Interface markup and scripts →
------------------------------------

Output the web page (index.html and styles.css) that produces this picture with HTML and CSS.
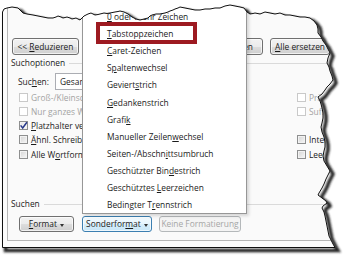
FILE: index.html
```html
<!DOCTYPE html>
<html lang="de">
<head>
    <meta charset="UTF-8">
    <title>Suchen und Ersetzen - Sonderformat</title>
    <link rel="stylesheet" href="styles.css">
</head>
<body>
    <div class="shot">
        <div class="window">
            <div class="client">
                <div class="actions">
                    <button class="btn reduce">&lt;&lt; <u>R</u>eduzieren</button>
                    <button class="btn replace"><u>E</u>rsetzen</button>
                    <button class="btn replace-all"><u>A</u>lle ersetzen</button>
                </div>

                <div class="group-title">Suchoptionen</div>

                <div class="search-row">
                    <span class="label">Suc<u>h</u>en:</span>
                    <div class="select">Gesamt</div>
                </div>

                <div class="options">
                    <div class="col col-left">
                        <div class="check disabled"><span class="box"></span>Groß-/Kleinschreibung beachten</div>
                        <div class="check disabled"><span class="box"></span>Nur ganzes Wort suchen</div>
                        <div class="check checked">
                            <span class="box"><svg viewBox="0 0 7 7"><path d="M0.6 3.4 L2.7 6 L6.9 0.2" fill="none" stroke="#27388a" stroke-width="1.5"/></svg></span>
                            <span><u>P</u>latzhalter verwenden</span>
                        </div>
                        <div class="check"><span class="box"></span><span><u>Ä</u>hnl. Schreibweise (Englisch)</span></div>
                        <div class="check"><span class="box"></span><span>Alle W<u>o</u>rtformen suchen (Englisch)</span></div>
                    </div>
                    <div class="col col-right">
                        <div class="check disabled"><span class="box"></span>Präfix berücksichtigen</div>
                        <div class="check disabled"><span class="box"></span>Suffix berücksichtigen</div>
                        <div class="check"></div>
                        <div class="check"><span class="box"></span>Interpunktionszeichen ignorieren</div>
                        <div class="check"><span class="box"></span>Leerzeichen ignorieren</div>
                    </div>
                </div>

                <div class="group-title find-title">Suchen</div>

                <div class="format-row">
                    <button class="btn format"><u>F</u>ormat <span class="caret"></span></button>
                    <button class="btn special">Sonderfor<u>m</u>at <span class="caret"></span></button>
                    <button class="btn none" disabled>Keine Formatierung</button>
                </div>
            </div>
        </div>

        <!-- Sonderformat dropdown -->
        <ul class="menu">
            <li><u>0</u> oder mehr Zeichen</li>
            <li><u>T</u>abstoppzeichen</li>
            <li><u>C</u>aret-Zeichen</li>
            <li>S<u>p</u>altenwechsel</li>
            <li>Geviert<u>s</u>trich</li>
            <li><u>G</u>edankenstrich</li>
            <li>Grafi<u>k</u></li>
            <li>Manueller Zeilen<u>w</u>echsel</li>
            <li>Seiten-/Abschn<u>i</u>ttsumbruch</li>
            <li>Geschützter Bin<u>d</u>estrich</li>
            <li>Geschütztes <u>L</u>eerzeichen</li>
            <li>Bedingter T<u>r</u>ennstrich</li>
        </ul>

        <div class="highlight"></div>

        <!-- torn paper edge with shadow -->
        <svg class="torn" width="350" height="260" viewBox="0 0 350 260">
            <defs>
                <polygon id="edge" points="2.5,247.5 2.5,12 4,9 7,8 12,7 18,8 21,11 23,13 27,14 30,14.5 33,15 38,16 43,17 48,18 53,18 56,17 58,16 61,17 63,18 67,17 70,18 72,19 76,18 80,20 82,18 84,16 88,14 91,13 95,15 98,14.5 100,14 104,13 107,13.5 110,13 115,12 118,11.5 120,11 124,12 128,14 132,17 136,19 140,20 144,19 148,18 150,16 152,15 156,14 160,14 165,13 168,12 170,11 173,10 175,9 178,8 180,7 185,8 190,9 195,10 200,10 205,9 210,9 215,8 220,8 225,6 230,5 235,6 240,7 244,8 247,12 250,14 253,13.5 255,13 260,14 265,12 270,13 275,14 280,13 285,15 290,15 295,16 300,17 305,17 310,18 314,21 317,25 318,29 318,33 321,37 323,41 326,45 328,49 330,53 328,58 327,63 329,67 330,71 332,76 333,80 330,84 327,87 325,90 322,94 318,97 320,101 321,104 322,108 323,113 323,118 322,123 321,127 322,132 324,137 325,142 325,147 324,151 323,156 324,161 327,166 330,171 328,175 326,179 324,184 322,188 319,193 318,195 322,198 326,201 327,203 323,206 322,208 324,212 325,216 326,221 327,226 328,231 329,236 331,240 333,244 335,247.5"/>
                <mask id="outside">
                    <rect width="350" height="260" fill="#fff"/>
                    <use href="#edge" fill="#000"/>
                </mask>
                <filter id="soft" x="-20%" y="-20%" width="140%" height="140%">
                    <feGaussianBlur stdDeviation="1.1"/>
                </filter>
            </defs>
            <rect width="350" height="260" fill="#fff" mask="url(#outside)"/>
            <g mask="url(#outside)">
                <use href="#edge" transform="translate(3 3)" fill="none" stroke="#222" stroke-width="3.5" filter="url(#soft)"/>
            </g>
            <use href="#edge" fill="none" stroke="#111" stroke-width="1"/>
        </svg>
    </div>
</body>
</html>
```

FILE: styles.css
```css
* {
    margin: 0;
    padding: 0;
    box-sizing: border-box;
}

body {
    background: #ffffff;
    font-family: "Open Sans", "Noto Sans", sans-serif;
    font-size: 8.4px;
    color: #1b1b1b;
}

.shot {
    position: relative;
    width: 350px;
    height: 260px;
    overflow: hidden;
}

.window {
    width: 346px;
    height: 248px;
    margin-left: 2px;
    padding: 0 0 7px 5px;
    background: #fcfcfc;
}

.client {
    height: 241px;
    padding-top: 38px;
    border-left: 1px solid #b7b7b7;
    border-bottom: 1px solid #b7b7b7;
    background: #fafafa;
    overflow: hidden;
    white-space: nowrap;
}

/* buttons */
.btn {
    font: inherit;
    color: inherit;
    height: 17px;
    line-height: 15px;
    border: 1px solid #707070;
    border-radius: 3px;
    background: linear-gradient(#f2f2f2, #ebebeb 50%, #dddddd 51%, #cfcfcf);
    box-shadow: inset 0 0 0 1px rgba(255, 255, 255, 0.7);
    text-align: center;
    white-space: nowrap;
    flex: none;
}

.actions {
    display: flex;
    height: 17px;
    padding-left: 4px;
}

.reduce {
    width: 67px;
}

.replace {
    width: 60px;
    margin-left: 124px;
    text-align: right;
    padding-right: 9px;
}

.replace-all {
    width: 60px;
    margin-left: 7px;
}

/* group titles with rule */
.group-title {
    display: flex;
    align-items: center;
    gap: 4px;
    height: 12px;
    line-height: 12px;
    margin-top: 2px;
    padding-left: 3px;
}

.group-title::after {
    content: "";
    flex: 1;
    height: 1px;
    background: #dadada;
}

.find-title {
    margin-top: 37px;
}

.search-row {
    display: flex;
    align-items: center;
    height: 17px;
    margin-top: 4px;
    padding-left: 10px;
}

.label {
    width: 37px;
}

.select {
    width: 140px;
    height: 17px;
    line-height: 15px;
    padding-left: 4px;
    border: 1px solid #abadb3;
    background: #ffffff;
}

/* checkboxes */
.options {
    display: flex;
    padding-left: 11px;
}

.col {
    overflow: hidden;
}

.col-left {
    width: 278px;
    flex: none;
}

.col-right {
    flex: 1;
}

.check {
    display: flex;
    align-items: center;
    gap: 3px;
    height: 14.25px;
}

.box {
    width: 9px;
    height: 9px;
    flex: none;
    border: 1px solid #8e8f8f;
    background: linear-gradient(135deg, #d4d4d4, #f7f7f7);
    box-shadow: inset 0 0 0 1px #f2f2f2;
}

.box svg {
    display: block;
    width: 7px;
    height: 7px;
    overflow: visible;
}

.checked .box {
    background: linear-gradient(135deg, #e6e6e6, #fbfbfb);
}

.disabled {
    color: #a3a3a3;
}

.disabled .box {
    border-color: #c9c9c9;
    background: #ffffff;
    box-shadow: none;
}

.format-row {
    display: flex;
    height: 16px;
    margin-top: 6px;
    padding-left: 11px;
}

.format-row .btn {
    height: 16px;
    line-height: 14px;
}

.format {
    width: 55px;
}

.special {
    width: 70px;
    margin-left: 8px;
    border-color: #3c7fb1;
    background: linear-gradient(#f2fafe, #e6f5fd 50%, #d6eefb 51%, #c8e6f7);
}

.none {
    width: 82px;
    margin-left: 7px;
    border-color: #b4b8ba;
    background: #f4f4f4;
    color: #a6a6a6;
    box-shadow: none;
}

.caret {
    display: inline-block;
    border-left: 2.5px solid transparent;
    border-right: 2.5px solid transparent;
    border-top: 3px solid #333333;
    vertical-align: middle;
    margin-left: 1px;
}

/* dropdown menu */
.menu {
    position: absolute;
    left: 82px;
    top: -10px;
    width: 165px;
    padding-top: 17.1px;
    list-style: none;
    background: #ffffff;
    border: 1px solid #979797;
    box-shadow: 2px 2px 3px rgba(0, 0, 0, 0.15);
}

.menu li {
    height: 17.1px;
    line-height: 17.1px;
    padding-left: 24px;
    white-space: nowrap;
}

.highlight {
    position: absolute;
    left: 96px;
    top: 22px;
    width: 101px;
    height: 22px;
    border: 4px solid #9d1a21;
}

.torn {
    position: absolute;
    left: 0;
    top: 0;
}
```
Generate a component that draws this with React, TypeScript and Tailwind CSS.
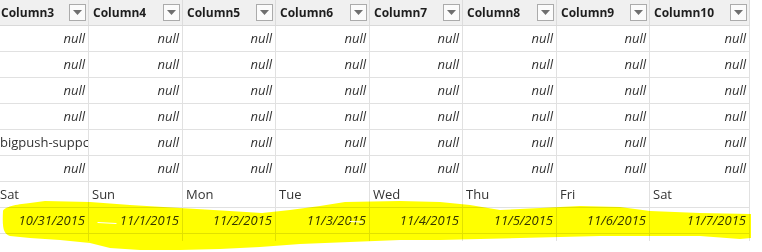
import React from "react";

const widths = [
  "w-[92px]",
  "w-[94px]",
  "w-[93px]",
  "w-[94px]",
  "w-[93px]",
  "w-[94px]",
  "w-[93px]",
  "w-[100px]",
];

const headers = [
  "Column3",
  "Column4",
  "Column5",
  "Column6",
  "Column7",
  "Column8",
  "Column9",
  "Column10",
];

type Cell = { t: string; kind: "null" | "text" | "date" };

const nullRow = (): Cell[] => headers.map(() => ({ t: "null", kind: "null" }));

const rows: Cell[][] = [
  nullRow(),
  nullRow(),
  nullRow(),
  nullRow(),
  [{ t: "bigpush-suppc", kind: "text" }, ...nullRow().slice(1)],
  nullRow(),
  ["Sat", "Sun", "Mon", "Tue", "Wed", "Thu", "Fri", "Sat"].map((t) => ({ t, kind: "text" as const })),
  [
    "10/31/2015",
    "11/1/2015",
    "11/2/2015",
    "11/3/2015",
    "11/4/2015",
    "11/5/2015",
    "11/6/2015",
    "11/7/2015",
  ].map((t) => ({ t, kind: "date" as const })),
];

function DropButton() {
  return (
    <div className="w-[17px] h-[17px] shrink-0 border border-[#ababab] bg-[#fbfbfb] flex items-center justify-center">
      <svg width="9" height="5" viewBox="0 0 9 5">
        <path d="M0 0 H9 L4.5 5 Z" fill="#6f6f6f" />
      </svg>
    </div>
  );
}

export default function App() {
  return (
    <div className="relative w-[762px] h-[252px] bg-white overflow-hidden font-['Open_Sans',sans-serif]">
      <div className="-ml-[3px] w-[753px]">
        <div className="flex h-[26px] bg-[#f0f0f0] border-b border-[#d9d9d9]">
          {headers.map((h, i) => (
            <div
              key={h}
              className={`${widths[i]} shrink-0 flex items-center justify-between pl-[4px] pr-[2px] border-r border-[#dcdcdc]`}
            >
              <span className="text-[12px] font-bold text-[#1e1e1e] leading-none">{h}</span>
              <DropButton />
            </div>
          ))}
        </div>
        {rows.map((r, ri) => (
          <div key={ri} className="flex h-[26px] border-b border-[#e1e1e1]">
            {r.map((c, ci) => (
              <div
                key={ci}
                className={`${widths[ci]} shrink-0 flex items-center overflow-hidden whitespace-nowrap border-r border-[#e1e1e1] text-[13px] text-[#333] ${
                  c.kind === "text" ? "justify-start pl-[3px]" : "justify-end pr-[3px] italic"
                }`}
              >
                {c.t}
              </div>
            ))}
          </div>
        ))}
        <div className="flex h-[7px]">
          {widths.map((w, i) => (
            <div key={i} className={`${w} shrink-0 border-r border-[#e1e1e1]`} />
          ))}
        </div>
      </div>
      <svg
        className="absolute left-0 top-0 pointer-events-none mix-blend-multiply"
        width="762"
        height="252"
        viewBox="0 0 762 252"
      >
        <path
          d="M3 211 C5 206 20 204 30 203 L45 201 L90 202 L130 205 L180 208 L230 211 L262 213 L290 210 L320 206 L345 202 L400 201 L440 202 L470 205 L500 210 L540 208 L580 206 L620 207 L650 211 L700 213 L751 214 L751 238 L740 239 L700 236 L650 236 L600 236 L560 237 L520 238 L480 239 L440 240 L400 240 L350 242 L300 244 L260 247 L220 249 L180 250 L140 250 L110 248 L90 243 L60 240 L30 238 L10 236 C4 234 2 230 3 211 Z"
          fill="#ffff00"
        />
      </svg>
      <svg
        className="absolute left-0 top-0 pointer-events-none"
        width="762"
        height="252"
        viewBox="0 0 762 252"
      >
        <path d="M98 222.5 L116 223.5" stroke="#ffffff" strokeWidth="1.2" strokeLinecap="round" />
        <path d="M350 221.5 L362 222" stroke="#ffffff" strokeWidth="1" strokeLinecap="round" />
      </svg>
    </div>
  );
}
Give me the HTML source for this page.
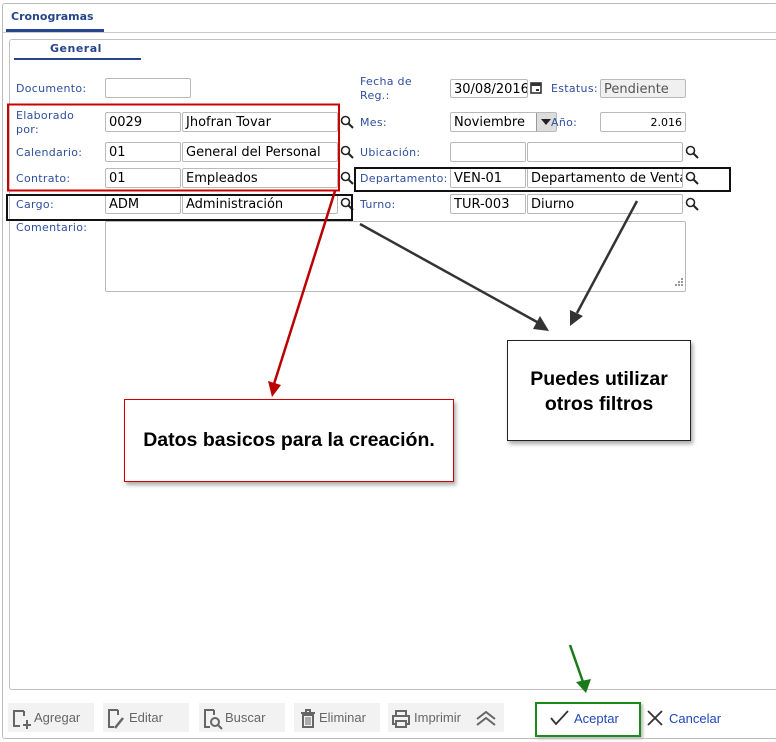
<!DOCTYPE html>
<html><head><meta charset="utf-8"><style>
*{box-sizing:border-box}
body{margin:0;width:776px;height:742px;background:#fff;position:relative;overflow:hidden;font-family:"DejaVu Sans","Liberation Sans",sans-serif}
.a{position:absolute}
.lbl{position:absolute;font-size:11px;color:#2e4f9c;line-height:14px;letter-spacing:.3px}
.in{position:absolute;border:1px solid #b9b9b9;border-radius:2px;height:20px;font-size:13px;line-height:20px;padding-left:3px;color:#000;background:#fff;white-space:nowrap;overflow:hidden}
.btn{position:absolute;top:703px;height:29px;background:#f2f2f2;font-family:"Liberation Sans",sans-serif;font-size:13px;color:#666;line-height:29px}
</style></head><body>
<div class="a" style="left:2px;top:3px;right:-2px;bottom:3px;border:1px solid #bcbcbc;border-radius:3px"></div>
<div class="a" style="left:11px;top:10px;font-size:11px;font-weight:bold;color:#27458c">Cronogramas</div>
<div class="a" style="left:6px;top:29px;width:98px;height:3px;background:#27458c"></div>
<div class="a" style="left:3px;top:32px;right:0;border-top:1px solid #c8c8c8"></div>
<div class="a" style="left:9px;top:39px;width:780px;height:651px;border:1px solid #c0c0c0;border-radius:3px"></div>
<div class="a" style="left:50px;top:42px;font-size:11px;font-weight:bold;color:#27458c;letter-spacing:.5px">General</div>
<div class="a" style="left:14px;top:58px;width:127px;height:2px;background:#27458c"></div>

<div class="lbl" style="left:16px;top:82px">Documento:</div>
<div class="in" style="left:105px;top:78px;width:86px"></div>
<div class="lbl" style="left:16px;top:109px">Elaborado<br>por:</div>
<div class="in" style="left:105px;top:112px;width:76px">0029</div>
<div class="in" style="left:182px;top:112px;width:156px">Jhofran Tovar</div>
<div class="lbl" style="left:16px;top:146px">Calendario:</div>
<div class="in" style="left:105px;top:142px;width:76px">01</div>
<div class="in" style="left:182px;top:142px;width:156px">General del Personal</div>
<div class="lbl" style="left:16px;top:172px">Contrato:</div>
<div class="in" style="left:105px;top:168px;width:76px">01</div>
<div class="in" style="left:182px;top:168px;width:156px">Empleados</div>
<div class="lbl" style="left:16px;top:198px">Cargo:</div>
<div class="in" style="left:105px;top:194px;width:76px">ADM</div>
<div class="in" style="left:182px;top:194px;width:156px">Administración</div>
<div class="lbl" style="left:16px;top:221px">Comentario:</div>
<div class="in" style="left:105px;top:221px;width:581px;height:71px"></div>

<div class="lbl" style="left:360px;top:75px">Fecha de<br>Reg.:</div>
<div class="in" style="left:450px;top:79px;width:78px;height:19px;line-height:19px">30/08/2016</div>
<svg class="a" style="left:530px;top:81px" width="12" height="13" viewBox="0 0 12 13"><rect x="1" y="2" width="10" height="10" fill="none" stroke="#333" stroke-width="1.6"/><rect x="1" y="2" width="10" height="3" fill="#333"/><rect x="6" y="8" width="3" height="2" fill="#333"/></svg>
<div class="lbl" style="left:551px;top:82px">Estatus:</div>
<div class="in" style="left:600px;top:79px;width:86px;height:19px;line-height:19px;background:#f0f0f0;color:#555">Pendiente</div>
<div class="lbl" style="left:360px;top:116px">Mes:</div>
<div class="in" style="left:450px;top:112px;width:107px">Noviembre</div>
<div class="a" style="left:536px;top:113px;width:20px;height:18px;background:#ddd;border-left:1px solid #999"></div>
<div class="a" style="left:541px;top:119px;width:0;height:0;border-left:5px solid transparent;border-right:5px solid transparent;border-top:6px solid #222"></div>
<div class="lbl" style="left:551px;top:116px">Año:</div>
<div class="in" style="left:600px;top:112px;width:86px;text-align:right;padding-right:3px;font-size:11px">2.016</div>
<div class="lbl" style="left:360px;top:146px">Ubicación:</div>
<div class="in" style="left:450px;top:142px;width:76px"></div>
<div class="in" style="left:527px;top:142px;width:156px"></div>
<div class="lbl" style="left:360px;top:172px">Departamento:</div>
<div class="in" style="left:450px;top:168px;width:76px">VEN-01</div>
<div class="in" style="left:527px;top:168px;width:156px">Departamento de Ventas</div>
<div class="lbl" style="left:360px;top:198px">Turno:</div>
<div class="in" style="left:450px;top:194px;width:76px">TUR-003</div>
<div class="in" style="left:527px;top:194px;width:156px">Diurno</div>

<svg class="a" style="left:0;top:0" width="776" height="742">
<defs><symbol id="lp" viewBox="0 0 14 14"><circle cx="5.5" cy="5.5" r="4" fill="none" stroke="#222" stroke-width="1.6"/><line x1="8.5" y1="8.5" x2="13" y2="13" stroke="#222" stroke-width="2"/></symbol></defs>
<use href="#lp" x="340" y="115" width="14" height="14"/>
<use href="#lp" x="340" y="145" width="14" height="14"/>
<use href="#lp" x="340" y="171" width="14" height="14"/>
<use href="#lp" x="340" y="197" width="14" height="14"/>
<use href="#lp" x="685" y="145" width="14" height="14"/>
<use href="#lp" x="685" y="171" width="14" height="14"/>
<use href="#lp" x="685" y="197" width="14" height="14"/>
<g fill="#999"><rect x="681" y="278" width="2" height="2"/><rect x="678" y="284" width="2" height="2"/><rect x="681" y="284" width="2" height="2"/><rect x="681" y="281" width="2" height="2"/><rect x="678" y="281" width="2" height="2"/><rect x="675" y="284" width="2" height="2"/></g>
<rect x="8" y="104.5" width="331" height="86" fill="none" stroke="#c00" stroke-width="2"/>
<rect x="7" y="195" width="345" height="25" fill="none" stroke="#111" stroke-width="2"/>
<rect x="355" y="168" width="375" height="23" fill="none" stroke="#111" stroke-width="2"/>
<line x1="335" y1="191" x2="274" y2="384" stroke="#b00" stroke-width="2.5"/>
<polygon points="268,381 281,385 272,397" fill="#b00"/>
<line x1="360" y1="224" x2="537" y2="322" stroke="#333" stroke-width="2.5"/>
<polygon points="533,329 540,316 549,331" fill="#333"/>
<line x1="637" y1="201" x2="577" y2="313" stroke="#333" stroke-width="2.5"/>
<polygon points="570,310 583,316 570,326" fill="#333"/>
<line x1="570" y1="645" x2="583" y2="682" stroke="#1a7a1a" stroke-width="2.5"/>
<polygon points="576,682 591,679 586,693" fill="#1a7a1a"/>
</svg>

<div class="a" style="left:124px;top:399px;width:330px;height:83px;border:1px solid #c00;background:#fff;box-shadow:2px 3px 4px #aaa;font-family:'Liberation Sans',sans-serif;font-weight:bold;font-size:19.5px;text-align:center;line-height:81px;white-space:nowrap">Datos basicos para la creación.</div>
<div class="a" style="left:507px;top:340px;width:184px;height:101px;border:1px solid #222;background:#fff;box-shadow:2px 3px 4px #aaa;font-family:'Liberation Sans',sans-serif;font-weight:bold;font-size:19.5px;text-align:center;padding-top:26px;line-height:25px">Puedes utilizar<br>otros filtros</div>

<div class="btn" style="left:8px;width:86px"><svg class="a" style="left:3px;top:5px" width="22" height="22"><path d="M13 3H3v15h6M13 3v5" fill="none" stroke="#666" stroke-width="2"/><path d="M16 12v9M12 17h8" stroke="#666" stroke-width="2"/></svg><span style="position:absolute;left:26px">Agregar</span></div>
<div class="btn" style="left:103px;width:86px"><svg class="a" style="left:3px;top:5px" width="22" height="22"><path d="M12 2H3v17h5M12 2v5" fill="none" stroke="#666" stroke-width="2"/><path d="M9 20l8-10" stroke="#666" stroke-width="2.5"/></svg><span style="position:absolute;left:26px">Editar</span></div>
<div class="btn" style="left:199px;width:86px"><svg class="a" style="left:3px;top:5px" width="22" height="22"><path d="M12 2H3v17h5M12 2v5" fill="none" stroke="#666" stroke-width="2"/><circle cx="13" cy="14" r="4" fill="none" stroke="#666" stroke-width="2"/><path d="M16 17l4 4" stroke="#666" stroke-width="2"/></svg><span style="position:absolute;left:26px">Buscar</span></div>
<div class="btn" style="left:294px;width:86px"><svg class="a" style="left:5px;top:5px" width="20" height="22"><path d="M2 5h14M7 5V2h4v3M4 7h10v12H4z" fill="none" stroke="#666" stroke-width="2"/><path d="M7 9v8M9 9v8M11 9v8" stroke="#666"/></svg><span style="position:absolute;left:25px">Eliminar</span></div>
<div class="btn" style="left:388px;width:116px"><svg class="a" style="left:3px;top:6px" width="20" height="20"><path d="M5 7V2h10v5M5 15H2V7h16v8h-3M5 12h10v6H5z" fill="none" stroke="#666" stroke-width="2"/></svg><span style="position:absolute;left:26px">Imprimir</span><svg class="a" style="left:87px;top:6px" width="22" height="18"><path d="M2 10l9-7 9 7M2 16l9-7 9 7" fill="none" stroke="#666" stroke-width="2"/></svg></div>
<div class="a" style="left:535px;top:702px;width:106px;height:35px;border:2px solid #1a8a1a;box-shadow:2px 2px 3px #bbb"></div>
<svg class="a" style="left:550px;top:710px" width="20" height="16"><path d="M1 8l5 6L18 1" fill="none" stroke="#333" stroke-width="1.8"/></svg>
<div class="a" style="left:574px;top:711px;font-family:'Liberation Sans',sans-serif;font-size:13px;color:#1f47b8">Aceptar</div>
<svg class="a" style="left:647px;top:710px" width="16" height="16"><path d="M1 1l14 14M15 1L1 15" stroke="#333" stroke-width="1.8"/></svg>
<div class="a" style="left:669px;top:711px;font-family:'Liberation Sans',sans-serif;font-size:13px;color:#1f47b8">Cancelar</div>
</body></html>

------------------------------------

STATED PROBLEM → Pick out and copy the lines of the material that include the word "styles".

COMPLETE ANSWER →
Output the web page (index.html and styles.css) that produces this picture with HTML and CSS.
    <link rel="stylesheet" href="styles.css">
FILE: styles.css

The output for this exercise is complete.